Paul Bettany and director Scott Charles Stewart who last teamed up for the surprisingly entertaining “Legion,” bring us “Priest” an action-packed Western/Horror mash-up, based on the Korean graphic novel of the same name, that is sure to keep you on the edge of your seat.
The film takes place in a post-apocalyptic future where the Catholic Church once called upon priests to act as warriors to protect humans from blood-thirsty vampires, but after the war is over the Church decides there is no longer a need for these warrior priests, forcing the priests into a life of obscurity.
When Priest (Paul Bettany) learns that his niece Lucy (Lily Collins) has been abducted by a pack of vampires, he immediately goes to the clergy and asks to have his authority re-instated. Monsignor Orelas (Christopher Plummer) insists that “there is no vampire-menace” and denies his request, forcing Priest to break his vows and leave the city in an attempt to save her before she is turned into a vampire.
Once out of the city, Priest teams up with a local sheriff (Cam Gigandet) and a priestess (Maggie Q), who harbors an unspoken love for Priest, as they battle a slew of vampires in their search for Lucy.
Stewart having started his career with visual effects before moving to the director chair presents us with excellent shots of a decaying futuristic city and long stretches of desert that would be just as stunning in 2D as they are in 3D.
The film also features awe-inspiring action scenes, such as the one where Priest jumps into the air and slices a beast-like vampire’s guts open.
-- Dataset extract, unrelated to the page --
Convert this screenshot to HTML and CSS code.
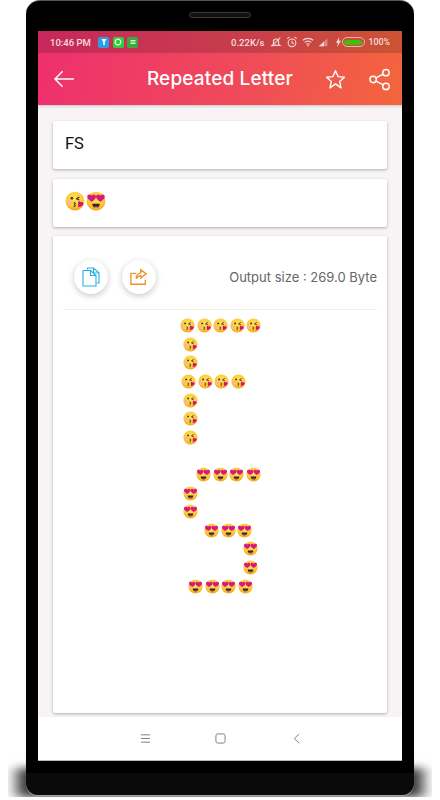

Holding the film together are the exceptional performances of Bettany, Karl Urban (“The Bourne Supremacy,” 2009’s “Star Trek”) and Plummer (“Inside Man,” “Up”). Bettany commands our attention as a man of God hardened by years of war, haunted by memories of a failed mission. Urban playing a former priest turned vampire known only as Black Hat, effortlessly brings the villainy of his character to life. Plummer plays a shady church official, relishing in his authority.
Christopher Young gives us a superb score that emphasizes the film’s sense of terror and religious undertones perfectly.
“Priest” is a thoroughly entertaining horror adventure, that similar to a vampire’s unquenchable thirst for blood, leaves you craving for more.
(“Priest” is rated PG-13 for violence, disturbing images and some language.)